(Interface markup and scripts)
- - - - -
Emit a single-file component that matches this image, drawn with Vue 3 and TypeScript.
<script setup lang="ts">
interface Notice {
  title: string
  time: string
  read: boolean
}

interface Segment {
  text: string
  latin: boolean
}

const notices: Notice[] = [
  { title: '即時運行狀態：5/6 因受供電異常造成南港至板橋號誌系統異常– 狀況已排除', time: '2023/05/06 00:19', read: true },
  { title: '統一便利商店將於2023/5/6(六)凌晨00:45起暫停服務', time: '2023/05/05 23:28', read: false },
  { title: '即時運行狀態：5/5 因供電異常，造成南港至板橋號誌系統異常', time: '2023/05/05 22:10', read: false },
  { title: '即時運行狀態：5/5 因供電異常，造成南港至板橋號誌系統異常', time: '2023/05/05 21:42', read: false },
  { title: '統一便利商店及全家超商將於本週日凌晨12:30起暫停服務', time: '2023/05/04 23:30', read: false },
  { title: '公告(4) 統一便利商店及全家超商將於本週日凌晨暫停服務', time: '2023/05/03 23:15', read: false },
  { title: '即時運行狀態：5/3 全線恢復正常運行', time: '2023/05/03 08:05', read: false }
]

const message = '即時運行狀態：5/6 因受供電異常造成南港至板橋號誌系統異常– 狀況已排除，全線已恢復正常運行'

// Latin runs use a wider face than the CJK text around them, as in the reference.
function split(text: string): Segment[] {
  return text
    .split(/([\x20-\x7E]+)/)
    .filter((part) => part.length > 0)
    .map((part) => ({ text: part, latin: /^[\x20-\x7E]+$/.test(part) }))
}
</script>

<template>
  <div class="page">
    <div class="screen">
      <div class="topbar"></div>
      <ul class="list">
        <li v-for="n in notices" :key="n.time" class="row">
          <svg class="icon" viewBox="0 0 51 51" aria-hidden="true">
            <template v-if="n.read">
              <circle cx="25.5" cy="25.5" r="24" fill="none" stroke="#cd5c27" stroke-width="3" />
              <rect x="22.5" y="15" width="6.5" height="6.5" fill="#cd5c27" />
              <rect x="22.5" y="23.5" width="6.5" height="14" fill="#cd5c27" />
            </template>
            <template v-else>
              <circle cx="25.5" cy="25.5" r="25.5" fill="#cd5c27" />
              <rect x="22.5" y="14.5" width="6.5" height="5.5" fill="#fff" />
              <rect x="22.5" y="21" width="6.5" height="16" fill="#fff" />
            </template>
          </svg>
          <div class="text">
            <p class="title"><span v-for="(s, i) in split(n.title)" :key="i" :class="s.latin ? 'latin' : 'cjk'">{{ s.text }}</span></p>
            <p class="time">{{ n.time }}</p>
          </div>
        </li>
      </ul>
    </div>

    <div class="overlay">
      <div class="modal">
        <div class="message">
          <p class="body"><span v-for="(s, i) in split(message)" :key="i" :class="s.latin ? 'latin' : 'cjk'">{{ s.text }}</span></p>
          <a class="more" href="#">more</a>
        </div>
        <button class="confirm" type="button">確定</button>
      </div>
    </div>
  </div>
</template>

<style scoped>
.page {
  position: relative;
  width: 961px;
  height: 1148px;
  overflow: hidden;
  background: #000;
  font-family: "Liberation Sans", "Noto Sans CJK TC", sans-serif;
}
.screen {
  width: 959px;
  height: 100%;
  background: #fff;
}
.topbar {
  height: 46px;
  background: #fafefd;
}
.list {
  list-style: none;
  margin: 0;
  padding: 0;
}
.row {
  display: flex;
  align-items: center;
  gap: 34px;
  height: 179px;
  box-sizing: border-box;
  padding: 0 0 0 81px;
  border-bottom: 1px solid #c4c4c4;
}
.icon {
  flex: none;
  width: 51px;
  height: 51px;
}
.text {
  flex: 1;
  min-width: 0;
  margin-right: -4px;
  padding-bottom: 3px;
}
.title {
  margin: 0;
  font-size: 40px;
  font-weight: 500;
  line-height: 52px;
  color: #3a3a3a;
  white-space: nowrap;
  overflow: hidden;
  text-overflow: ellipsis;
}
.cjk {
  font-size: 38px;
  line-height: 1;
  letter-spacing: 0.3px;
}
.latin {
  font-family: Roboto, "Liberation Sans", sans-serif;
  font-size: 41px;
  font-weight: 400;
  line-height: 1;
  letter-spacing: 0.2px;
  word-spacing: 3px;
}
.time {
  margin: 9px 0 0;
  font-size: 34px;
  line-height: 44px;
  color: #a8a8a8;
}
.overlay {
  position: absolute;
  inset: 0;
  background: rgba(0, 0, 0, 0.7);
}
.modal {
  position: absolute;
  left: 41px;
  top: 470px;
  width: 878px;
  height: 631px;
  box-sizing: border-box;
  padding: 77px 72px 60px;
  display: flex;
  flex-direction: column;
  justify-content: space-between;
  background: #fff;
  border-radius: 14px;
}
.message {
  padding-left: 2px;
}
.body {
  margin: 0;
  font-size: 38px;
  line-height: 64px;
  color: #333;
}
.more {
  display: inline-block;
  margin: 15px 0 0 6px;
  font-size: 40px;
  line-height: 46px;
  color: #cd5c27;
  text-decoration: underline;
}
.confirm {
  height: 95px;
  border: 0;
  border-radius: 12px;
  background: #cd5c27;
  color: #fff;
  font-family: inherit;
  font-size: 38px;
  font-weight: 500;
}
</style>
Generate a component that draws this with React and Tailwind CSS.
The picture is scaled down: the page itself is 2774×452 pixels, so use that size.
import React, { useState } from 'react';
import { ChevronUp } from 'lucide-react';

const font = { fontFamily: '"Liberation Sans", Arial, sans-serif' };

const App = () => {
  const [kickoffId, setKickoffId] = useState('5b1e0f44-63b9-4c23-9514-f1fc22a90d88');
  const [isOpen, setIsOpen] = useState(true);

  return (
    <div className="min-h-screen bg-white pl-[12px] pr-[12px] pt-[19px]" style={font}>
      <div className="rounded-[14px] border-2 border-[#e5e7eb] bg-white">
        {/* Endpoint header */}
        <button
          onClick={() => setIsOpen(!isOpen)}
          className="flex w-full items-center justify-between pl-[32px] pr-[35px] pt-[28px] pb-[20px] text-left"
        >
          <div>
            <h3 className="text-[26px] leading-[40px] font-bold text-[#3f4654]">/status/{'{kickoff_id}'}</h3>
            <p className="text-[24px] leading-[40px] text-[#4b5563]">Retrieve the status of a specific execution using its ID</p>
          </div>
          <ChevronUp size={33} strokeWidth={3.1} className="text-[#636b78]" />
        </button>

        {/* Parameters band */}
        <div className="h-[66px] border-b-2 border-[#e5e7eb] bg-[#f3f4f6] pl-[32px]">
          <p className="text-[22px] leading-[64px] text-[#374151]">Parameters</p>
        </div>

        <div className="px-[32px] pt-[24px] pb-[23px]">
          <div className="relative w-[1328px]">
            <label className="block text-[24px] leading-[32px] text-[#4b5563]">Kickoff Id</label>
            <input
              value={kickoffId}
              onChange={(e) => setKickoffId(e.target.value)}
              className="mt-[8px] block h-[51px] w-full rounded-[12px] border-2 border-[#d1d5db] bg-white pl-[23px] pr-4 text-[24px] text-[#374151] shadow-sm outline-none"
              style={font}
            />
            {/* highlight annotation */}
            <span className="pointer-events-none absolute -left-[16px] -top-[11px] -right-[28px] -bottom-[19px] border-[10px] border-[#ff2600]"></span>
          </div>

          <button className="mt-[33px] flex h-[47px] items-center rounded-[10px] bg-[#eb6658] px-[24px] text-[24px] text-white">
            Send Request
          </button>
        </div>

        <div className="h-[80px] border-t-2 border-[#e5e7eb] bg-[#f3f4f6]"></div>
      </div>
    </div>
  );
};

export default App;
- - - - -
__Exercise requirements__
Report the number of lines above that contain the word "component", and only that number.

__Answer to the problem__
2